We are numb

Therapy day. Angst day. Hip hip hooray.

One thing we talked about was my theory that depression comes from the mind responding to trauma by flooding itself with the equivalent of a psychic anesthetic. This is not the warm happy everything is okay and I am so relaxed kind of anesthetic. (Trust me, I’ve had that, and it’s marvelous.) This is the cold, numbing, paralyzing kind of anesthetic that you dentist might use so he can take out your wisdom teeth.

And it does its immediate job : it numbs you from the pain so you can function. And in the normal course of events, your mind would heal over time, just like a broken leg. And like said leg, there would be times where there was pain, but the pain would be manageable and eventually you would be back to normal, healthy again.

But what happens when the trauma is so severe, the mind simple can’t heal itself without help? If, for whatever reason, help never comes (like, say, it happened when you were so young, you didn’t have the words to ask for help, let alone know how), then your mind copes whatever way it can and, like an untreated broken limb, puts itself back together in random, unhealthy, even disabling ways that leave you crippled for life.

And all the while, the brain keeps itself going by keeping itself numb.

And this numbness makes it hard to cope with life. You can’t feel your way through things like other people do. You can’t rely on your reflexes, your instincts, or your intuition. They are too distant to be trusted.

Instead, you develop what you do have access to : your abstract reasoning mind. You learn to think, learn, understand, and retain. If you’re like me, you also learn to examine, compare, analyze, and synthesize. Or you might learn to try to contact the alien planet where your emotions live through art.(Yo. ) Whatever form it takes, you are like a blind person developing their other senses in order to compensate for the one they are missing. You become, for lack of a better term, intelligent.

But you are still numb. Life is still harder for you than it is for others in ways that defy articulation. Things that come naturally to people with a more balanced and functional emotional array need to be explained to you. Everything has to be made to work with your remaining faculties.

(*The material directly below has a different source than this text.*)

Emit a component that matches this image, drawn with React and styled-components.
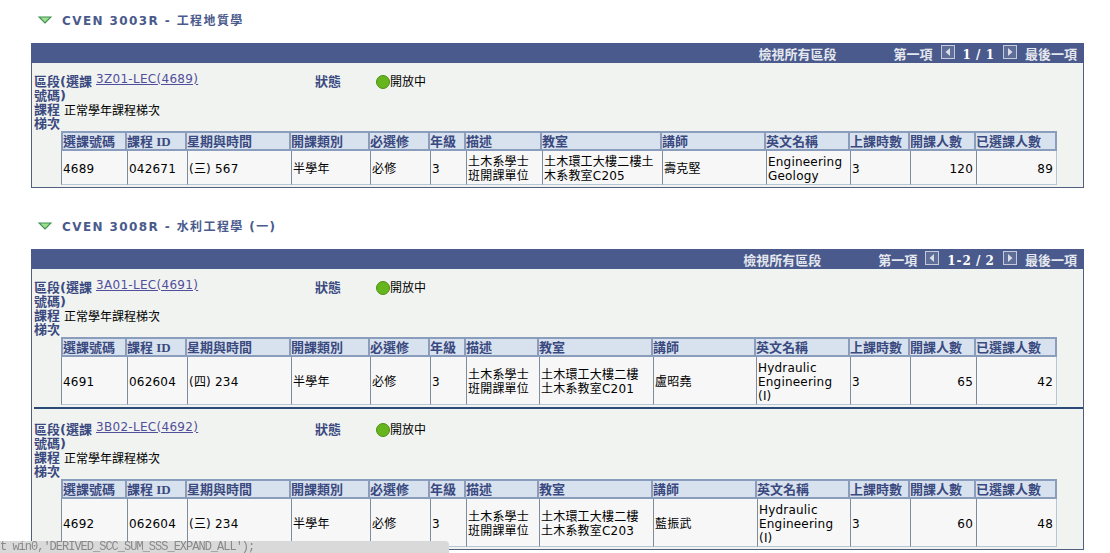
import React from 'react';
import styled, { createGlobalStyle } from 'styled-components';

const sans = '"DejaVu Sans", "Noto Sans CJK TC", sans-serif';
const serif = '"Liberation Serif", "Noto Sans CJK TC", serif';

const columns = [
  '選課號碼', '課程 ID', '星期與時間', '開課類別', '必選修', '年級', '描述',
  '教室', '講師', '英文名稱', '上課時數', '開課人數', '已選課人數',
];

const courses = [
  {
    title: 'CVEN 3003R - 工程地質學',
    range: '1 / 1',
    sections: [
      {
        code: '3Z01-LEC(4689)',
        widths: [66, 60, 104, 79, 60, 36, 76, 120, 104, 84, 60, 66, 81],
        cells: ['4689', '042671', '(三) 567', '半學年', '必修', '3', '土木系學士班開課單位', '土木環工大樓二樓土木系教室C205', '壽克堅', 'Engineering Geology', '3', '120', '89'],
      },
    ],
  },
  {
    title: 'CVEN 3008R - 水利工程學 (一)',
    range: '1-2 / 2',
    sections: [
      {
        code: '3A01-LEC(4691)',
        widths: [66, 60, 104, 79, 60, 36, 73, 114, 103, 94, 60, 66, 81],
        cells: ['4691', '062604', '(四) 234', '半學年', '必修', '3', '土木系學士班開課單位', '土木環工大樓二樓土木系教室C201', '盧昭堯', 'Hydraulic Engineering (I)', '3', '65', '42'],
      },
      {
        code: '3B02-LEC(4692)',
        widths: [66, 60, 104, 79, 60, 36, 73, 114, 104, 93, 60, 66, 81],
        cells: ['4692', '062604', '(三) 234', '半學年', '必修', '3', '土木系學士班開課單位', '土木環工大樓二樓土木系教室C203', '藍振武', 'Hydraulic Engineering (I)', '3', '60', '48'],
      },
    ],
  },
];

const GlobalStyle = createGlobalStyle`
  html, body {
    margin: 0;
    height: 100%;
    overflow: hidden;
    background: #fff;
  }
`;

const Page = styled.div`
  padding-top: 12px;
  font-family: ${sans};
  font-size: 12px;
  line-height: 14px;
  color: #000;
`;

const Course = styled.section`
  margin-bottom: 30px;
`;

const CourseTitle = styled.h2`
  display: flex;
  align-items: center;
  gap: 10px;
  height: 16px;
  margin: 0 0 15px 38px;
  font-size: 12px;
  font-weight: bold;
  letter-spacing: 1.4px;
  color: #4a5a8c;

  & > span {
    padding-top: 1px;
  }
`;

const Panel = styled.div`
  width: 1053px;
  margin-left: 31px;
  box-sizing: border-box;
  border: 1px solid #4f5f7d;
  border-top: 0;
  background: #f1f3f0;
`;

const PanelHeader = styled.div`
  display: flex;
  align-items: center;
  justify-content: flex-end;
  height: 20px;
  box-sizing: border-box;
  margin: 0 -1px;
  padding: 3px 7px 0 0;
  background: #4a5a8c;
  font-size: 13px;
  font-weight: bold;
  color: #e4e7ee;
`;

const ViewAll = styled.span`
  margin-right: 57px;
`;

const Pager = styled.span`
  display: flex;
  align-items: center;
  gap: 8px;
`;

const Count = styled.span`
  font-family: "DejaVu Serif", serif;
  font-size: 12px;
  letter-spacing: 1px;
  word-spacing: -1px;
  color: #fff;
`;

const PagerButton = styled.svg`
  display: block;
  width: 14px;
  height: 14px;
  margin-top: -6px;
`;

const Block = styled.div`
  padding: ${(props) => (props.$divided ? '11px' : '9px')} 0 2px;
  margin-left: 2px;
  border-top: ${(props) => (props.$divided ? '2px solid #2c4a78' : '0')};
`;

const FieldRow = styled.div`
  display: flex;
  align-items: flex-start;
`;

const Label = styled.span`
  flex: none;
  width: ${(props) => props.$width}px;
  margin-top: ${(props) => (props.$offset ? '3px' : '0')};
  font-size: 13px;
  font-weight: bold;
  color: #3a4a80;
`;

const CodeLink = styled.a`
  flex: none;
  width: 221px;
  padding-left: 2px;
  box-sizing: border-box;
  letter-spacing: 0.3px;
  color: #514f9c;
  text-decoration: underline;
`;

const Status = styled.span`
  display: flex;
  align-items: center;
  margin-top: 3px;
`;

const Dot = styled.span`
  width: 12px;
  height: 12px;
  border: 1px solid #4c8f16;
  border-radius: 50%;
  background: #66b51c;
`;

const Track = styled.span`
  margin-top: 1px;
`;

const Table = styled.table`
  width: 996px;
  margin-left: 27px;
  table-layout: fixed;
  border-collapse: separate;
  border-spacing: 0;
`;

const Col = styled.col`
  width: ${(props) => props.$width}px;
`;

const Th = styled.th`
  height: 15px;
  padding: 1px 1px 0 0;
  border: 2px solid #8a9dbd;
  border-left-width: ${(props) => (props.$first ? '2px' : '0')};
  background: #d8e1ee;
  font-family: ${serif};
  font-size: 13px;
  font-weight: bold;
  text-align: left;
  white-space: nowrap;
  overflow: hidden;
  color: #3a4a80;
`;

const Td = styled.td`
  padding: 4px 3px 1px 1px;
  border-left: 1px solid #7f8c9e;
  border-right: ${(props) => (props.$last ? '1px solid #b9c6d6' : '0')};
  border-bottom: 1px solid #b9c6d6;
  background: #f7f7f7;
  letter-spacing: 0.2px;
  text-align: ${(props) => (props.$right ? 'right' : 'left')};
  vertical-align: middle;
`;

const StatusBar = styled.div`
  position: fixed;
  left: 0;
  bottom: 0;
  width: 449px;
  height: 12px;
  overflow: hidden;
  border-top-right-radius: 4px;
  background: #d9d9d9;
  font-family: "Liberation Mono", monospace;
  font-size: 12px;
  line-height: 12px;
  letter-spacing: -1px;
  white-space: nowrap;
  color: #888;
`;

const TitleArrow = () => (
  <svg width="14" height="8" viewBox="0 0 14 8">
    <path d="M1 1 H13 L7 7 Z" fill="#9fe08f" stroke="#3f8f55" strokeWidth="1.2" />
  </svg>
);

const PagerIcon = ({ next }) => (
  <PagerButton viewBox="0 0 14 14">
    <rect x="0.5" y="0.5" width="13" height="13" fill="#5f6d99" stroke="#c4cad8" />
    <path d={next ? 'M5 3 L9.5 7 L5 11 Z' : 'M9 3 L4.5 7 L9 11 Z'} fill="#d8dce6" />
  </PagerButton>
);

const Section = ({ section, divided }) => (
  <Block $divided={divided}>
    <FieldRow>
      <Label $width={60} $offset>區段(選課號碼)</Label>
      <CodeLink href="#">{section.code}</CodeLink>
      <Label $width={61} $offset>狀態</Label>
      <Status>
        <Dot />
        <span>開放中</span>
      </Status>
    </FieldRow>
    <FieldRow>
      <Label $width={30}>課程梯次</Label>
      <Track>正常學年課程梯次</Track>
    </FieldRow>
    <Table>
      <colgroup>
        {section.widths.map((width, i) => <Col key={i} $width={width} />)}
      </colgroup>
      <thead>
        <tr>
          {columns.map((name, i) => <Th key={name} $first={i === 0}>{name}</Th>)}
        </tr>
      </thead>
      <tbody>
        <tr>
          {section.cells.map((cell, i) => (
            <Td key={i} $right={i >= 11} $last={i === 12}>{cell}</Td>
          ))}
        </tr>
      </tbody>
    </Table>
  </Block>
);

const App = () => (
  <Page>
    <GlobalStyle />
    {courses.map((course) => (
      <Course key={course.title}>
        <CourseTitle>
          <TitleArrow />
          <span>{course.title}</span>
        </CourseTitle>
        <Panel>
          <PanelHeader>
            <ViewAll>檢視所有區段</ViewAll>
            <Pager>
              <span>第一項</span>
              <PagerIcon />
              <Count>{course.range}</Count>
              <PagerIcon next />
              <span>最後一項</span>
            </Pager>
          </PanelHeader>
          {course.sections.map((section, i) => (
            <Section key={section.code} section={section} divided={i > 0} />
          ))}
        </Panel>
      </Course>
    ))}
    <StatusBar>t win0,'DERIVED_SCC_SUM_SSS_EXPAND_ALL');</StatusBar>
  </Page>
);

export default App;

This furthers your intellectualism. When all you have is a hammer, the whole world starts to look like a nail, and when all you have is your intellect, the whole world looks like a puzzle to be solved.

But it isn’t. It’s the approach you are forced to take given your limitations. You have to keep going through life as though your intellect is all you need, but it’s not enough. So you keep falling down and running into things.

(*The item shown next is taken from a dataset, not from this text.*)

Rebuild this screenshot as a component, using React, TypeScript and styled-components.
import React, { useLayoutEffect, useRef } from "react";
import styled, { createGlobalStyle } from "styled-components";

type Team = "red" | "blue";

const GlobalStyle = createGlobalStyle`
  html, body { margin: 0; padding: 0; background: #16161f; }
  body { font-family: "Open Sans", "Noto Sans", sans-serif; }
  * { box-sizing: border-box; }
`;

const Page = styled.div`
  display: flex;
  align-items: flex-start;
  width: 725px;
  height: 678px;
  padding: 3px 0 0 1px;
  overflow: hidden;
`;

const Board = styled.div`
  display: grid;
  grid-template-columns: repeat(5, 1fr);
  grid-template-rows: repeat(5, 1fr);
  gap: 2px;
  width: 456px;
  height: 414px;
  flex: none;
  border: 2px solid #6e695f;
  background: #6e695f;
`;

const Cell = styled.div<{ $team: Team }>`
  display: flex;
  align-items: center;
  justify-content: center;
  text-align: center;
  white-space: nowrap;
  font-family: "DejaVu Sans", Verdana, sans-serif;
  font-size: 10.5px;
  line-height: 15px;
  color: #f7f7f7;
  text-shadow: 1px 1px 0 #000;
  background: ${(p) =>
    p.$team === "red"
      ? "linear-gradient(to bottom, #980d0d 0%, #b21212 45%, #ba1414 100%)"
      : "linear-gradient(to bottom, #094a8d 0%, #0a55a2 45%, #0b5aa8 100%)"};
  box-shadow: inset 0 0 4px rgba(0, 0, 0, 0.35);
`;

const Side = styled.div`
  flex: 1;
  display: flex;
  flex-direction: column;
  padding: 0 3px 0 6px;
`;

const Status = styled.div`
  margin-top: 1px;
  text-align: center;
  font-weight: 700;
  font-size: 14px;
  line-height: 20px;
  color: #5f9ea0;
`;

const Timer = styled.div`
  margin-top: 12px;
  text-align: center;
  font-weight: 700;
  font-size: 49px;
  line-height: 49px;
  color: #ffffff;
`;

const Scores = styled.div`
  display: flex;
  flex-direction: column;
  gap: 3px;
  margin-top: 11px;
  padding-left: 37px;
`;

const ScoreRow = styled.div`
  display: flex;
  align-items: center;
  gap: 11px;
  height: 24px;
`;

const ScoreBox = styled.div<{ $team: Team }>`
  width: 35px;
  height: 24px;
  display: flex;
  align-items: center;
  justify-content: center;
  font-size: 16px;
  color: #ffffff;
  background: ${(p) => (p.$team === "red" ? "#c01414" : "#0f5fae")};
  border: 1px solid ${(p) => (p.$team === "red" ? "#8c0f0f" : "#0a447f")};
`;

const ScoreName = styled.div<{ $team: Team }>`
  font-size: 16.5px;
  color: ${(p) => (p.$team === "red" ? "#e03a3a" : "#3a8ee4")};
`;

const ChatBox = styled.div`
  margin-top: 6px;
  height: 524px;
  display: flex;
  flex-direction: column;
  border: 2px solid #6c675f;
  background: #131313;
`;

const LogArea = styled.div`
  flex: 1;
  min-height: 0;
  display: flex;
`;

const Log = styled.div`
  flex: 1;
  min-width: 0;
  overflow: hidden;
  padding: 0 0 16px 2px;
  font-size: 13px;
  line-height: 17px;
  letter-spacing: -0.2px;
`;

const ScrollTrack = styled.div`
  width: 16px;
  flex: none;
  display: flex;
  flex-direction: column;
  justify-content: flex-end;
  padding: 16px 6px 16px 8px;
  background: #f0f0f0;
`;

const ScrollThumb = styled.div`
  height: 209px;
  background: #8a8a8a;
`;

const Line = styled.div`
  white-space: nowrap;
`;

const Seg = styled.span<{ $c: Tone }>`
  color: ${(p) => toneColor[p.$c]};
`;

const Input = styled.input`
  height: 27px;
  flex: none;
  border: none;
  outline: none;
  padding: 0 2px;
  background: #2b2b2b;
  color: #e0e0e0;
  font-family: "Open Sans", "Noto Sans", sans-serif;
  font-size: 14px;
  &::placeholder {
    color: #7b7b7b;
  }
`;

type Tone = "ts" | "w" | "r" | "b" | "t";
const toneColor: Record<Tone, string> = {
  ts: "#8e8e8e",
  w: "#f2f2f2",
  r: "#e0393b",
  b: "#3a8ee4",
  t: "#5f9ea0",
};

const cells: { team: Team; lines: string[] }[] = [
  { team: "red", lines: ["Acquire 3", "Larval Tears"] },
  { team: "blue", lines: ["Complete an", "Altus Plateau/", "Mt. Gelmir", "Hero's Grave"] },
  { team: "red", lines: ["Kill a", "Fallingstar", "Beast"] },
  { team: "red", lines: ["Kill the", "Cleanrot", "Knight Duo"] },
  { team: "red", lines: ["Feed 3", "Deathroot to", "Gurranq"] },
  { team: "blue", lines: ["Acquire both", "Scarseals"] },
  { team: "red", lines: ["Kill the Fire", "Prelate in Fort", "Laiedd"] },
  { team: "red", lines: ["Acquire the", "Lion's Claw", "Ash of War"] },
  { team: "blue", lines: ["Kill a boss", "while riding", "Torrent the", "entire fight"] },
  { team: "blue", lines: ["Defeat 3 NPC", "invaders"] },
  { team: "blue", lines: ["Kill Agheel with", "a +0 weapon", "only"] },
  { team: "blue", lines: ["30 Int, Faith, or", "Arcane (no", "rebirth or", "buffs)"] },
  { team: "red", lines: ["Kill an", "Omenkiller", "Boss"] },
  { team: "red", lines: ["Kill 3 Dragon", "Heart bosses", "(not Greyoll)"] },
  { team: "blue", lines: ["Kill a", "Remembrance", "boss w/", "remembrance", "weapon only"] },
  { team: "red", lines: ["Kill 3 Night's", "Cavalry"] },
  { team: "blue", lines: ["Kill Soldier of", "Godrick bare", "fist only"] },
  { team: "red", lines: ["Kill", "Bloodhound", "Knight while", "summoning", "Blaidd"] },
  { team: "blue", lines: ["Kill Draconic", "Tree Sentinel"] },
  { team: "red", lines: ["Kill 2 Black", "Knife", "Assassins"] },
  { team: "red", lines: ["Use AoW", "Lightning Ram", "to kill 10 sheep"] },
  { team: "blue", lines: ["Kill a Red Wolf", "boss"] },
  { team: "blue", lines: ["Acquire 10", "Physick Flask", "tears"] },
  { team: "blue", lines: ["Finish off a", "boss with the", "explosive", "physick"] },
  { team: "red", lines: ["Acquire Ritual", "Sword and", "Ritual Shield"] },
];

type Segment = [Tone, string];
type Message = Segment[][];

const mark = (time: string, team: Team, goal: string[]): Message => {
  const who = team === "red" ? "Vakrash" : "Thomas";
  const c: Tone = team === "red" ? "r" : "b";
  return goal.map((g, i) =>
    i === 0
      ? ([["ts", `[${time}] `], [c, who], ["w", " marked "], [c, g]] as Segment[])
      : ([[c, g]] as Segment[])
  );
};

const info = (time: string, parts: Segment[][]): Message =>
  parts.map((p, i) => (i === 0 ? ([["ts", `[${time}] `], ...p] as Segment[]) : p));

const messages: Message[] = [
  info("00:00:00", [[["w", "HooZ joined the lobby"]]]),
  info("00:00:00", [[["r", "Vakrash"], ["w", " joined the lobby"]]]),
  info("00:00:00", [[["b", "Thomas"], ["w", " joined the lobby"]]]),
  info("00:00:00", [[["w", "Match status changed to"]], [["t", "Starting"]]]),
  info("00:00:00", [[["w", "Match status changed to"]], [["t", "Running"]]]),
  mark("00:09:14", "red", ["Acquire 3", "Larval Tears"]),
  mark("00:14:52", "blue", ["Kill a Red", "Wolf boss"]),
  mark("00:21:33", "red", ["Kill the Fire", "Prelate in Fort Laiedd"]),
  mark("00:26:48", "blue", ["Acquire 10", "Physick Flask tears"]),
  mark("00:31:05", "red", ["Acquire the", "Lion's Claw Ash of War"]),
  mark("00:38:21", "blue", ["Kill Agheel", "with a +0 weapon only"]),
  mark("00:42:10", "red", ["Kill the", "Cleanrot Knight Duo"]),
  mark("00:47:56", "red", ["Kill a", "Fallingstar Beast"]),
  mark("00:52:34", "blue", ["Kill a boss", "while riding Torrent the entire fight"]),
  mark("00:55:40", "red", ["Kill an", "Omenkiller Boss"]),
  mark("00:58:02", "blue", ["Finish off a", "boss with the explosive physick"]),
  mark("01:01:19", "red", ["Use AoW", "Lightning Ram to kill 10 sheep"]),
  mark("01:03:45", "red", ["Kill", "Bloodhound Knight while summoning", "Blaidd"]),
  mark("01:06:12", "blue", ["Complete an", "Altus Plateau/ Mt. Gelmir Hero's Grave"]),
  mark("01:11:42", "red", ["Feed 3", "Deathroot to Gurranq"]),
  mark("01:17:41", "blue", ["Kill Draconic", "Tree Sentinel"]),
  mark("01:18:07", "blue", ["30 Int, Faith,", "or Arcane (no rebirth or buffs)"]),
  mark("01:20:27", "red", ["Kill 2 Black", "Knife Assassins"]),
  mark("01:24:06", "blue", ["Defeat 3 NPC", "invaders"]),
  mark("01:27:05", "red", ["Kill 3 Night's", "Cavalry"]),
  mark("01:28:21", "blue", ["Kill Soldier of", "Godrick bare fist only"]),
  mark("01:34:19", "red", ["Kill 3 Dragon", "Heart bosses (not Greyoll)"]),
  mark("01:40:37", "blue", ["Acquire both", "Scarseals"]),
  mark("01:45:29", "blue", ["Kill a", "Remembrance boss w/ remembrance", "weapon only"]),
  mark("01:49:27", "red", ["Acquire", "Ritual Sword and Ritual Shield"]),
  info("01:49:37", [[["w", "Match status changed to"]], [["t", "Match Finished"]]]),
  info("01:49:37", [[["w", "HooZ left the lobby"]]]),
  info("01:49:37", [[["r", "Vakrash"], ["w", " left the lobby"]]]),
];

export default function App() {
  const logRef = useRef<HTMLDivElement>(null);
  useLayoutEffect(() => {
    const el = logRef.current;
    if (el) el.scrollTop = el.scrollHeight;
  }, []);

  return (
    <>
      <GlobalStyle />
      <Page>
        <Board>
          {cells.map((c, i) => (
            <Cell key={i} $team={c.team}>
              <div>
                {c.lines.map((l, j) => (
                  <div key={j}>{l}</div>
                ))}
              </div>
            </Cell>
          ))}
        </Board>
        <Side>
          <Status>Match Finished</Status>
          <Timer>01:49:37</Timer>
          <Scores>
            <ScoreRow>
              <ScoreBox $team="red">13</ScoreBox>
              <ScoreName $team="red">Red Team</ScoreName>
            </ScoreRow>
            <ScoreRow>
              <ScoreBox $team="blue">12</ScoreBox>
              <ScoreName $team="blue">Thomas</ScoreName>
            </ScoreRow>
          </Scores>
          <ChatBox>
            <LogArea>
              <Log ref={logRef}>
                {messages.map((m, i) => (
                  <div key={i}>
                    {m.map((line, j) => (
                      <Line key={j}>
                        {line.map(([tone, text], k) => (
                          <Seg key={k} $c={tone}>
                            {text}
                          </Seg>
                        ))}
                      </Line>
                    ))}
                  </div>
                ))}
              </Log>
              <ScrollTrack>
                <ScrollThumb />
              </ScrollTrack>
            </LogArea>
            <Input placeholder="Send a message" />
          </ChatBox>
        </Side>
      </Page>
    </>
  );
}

You are physically clumsy because you do not have access to the kinesthetic instincts and hardwired programmed needed to be physically adept. You are socially awkward because you don’t have access to your social instincts either. You try to understand everything via that excellent mind of yours, but the world is not school, and you need so much more.

All this leads to further psychic trauma. And how does your mind handle that?

You get even more numb.

This is what “retreating into your mind” really means. The world gets further away from you as you become more numb. You withdraw from the world by withdrawing into yourself and your cloak of ice. This numbs you from the pain and lets you function a little, but when that numbness gets too much, you find even the simplest things hard to do and you are, officially, depressed.

But it’s worse than that. All that numbness leaves you feeling very, very cold inside. Without access to the positive, motivating inputs of life, your unmet emotional needs grow until they are a vast void within you. The warmth can’t get in. Nothing can penetrate that numbness. The light and warmth of the world are out there, waiting to be experienced, but the deep bone numbness keeps you from feeling it at all.

And so you feel very, very alone. Doesn’t matter what it out there or who would love a chance to get close to you and bring you the warmth you need so badly but cannot receive. You tell yourself that nobody loves you, nobody cares about you, everyone hates you, and so on because that is what is feels like. That’s the only interpretation of your emotional state that makes sense.

Because you don’t know you are numb. So if you do not feel it, it must not be there.

And being numb has another effect : stimulation hurts. Like slapping your foot when it’s gone to sleep. Anything but very low levels of physical stimulation is interpreted as pain by your numbed out brain. This alone is enough to make us withdraw from everyday life. The world is a House of Usher nightmare when you are numb.

That’s why all depressives self-medicate. For some it’s the obvious stuff, like drugs, liquor, sex, or food. But for others it is things like obsessing over a particular topic so deeply that it shuts out everything else (I call this ‘falling down the microscope”). Or it might be obsessively exercising, or burning through short term relationships for the “falling in love” high, or if you are me, obsessively exercising your brain.

Feed your gut and feed your mind, and don’t you dare tell me you are full.

So that’s us… the numb people. The people with the busted antennas. The depressives, all of us, from those who use to those who drink to those who eat to those who cut to those who just stay angry all the time.

Whatever your poison, we are all addicts, and we are all numb.

And the only cure for that is opening the door to let the sunshine in.

I will talk to you nice people again tomorrow.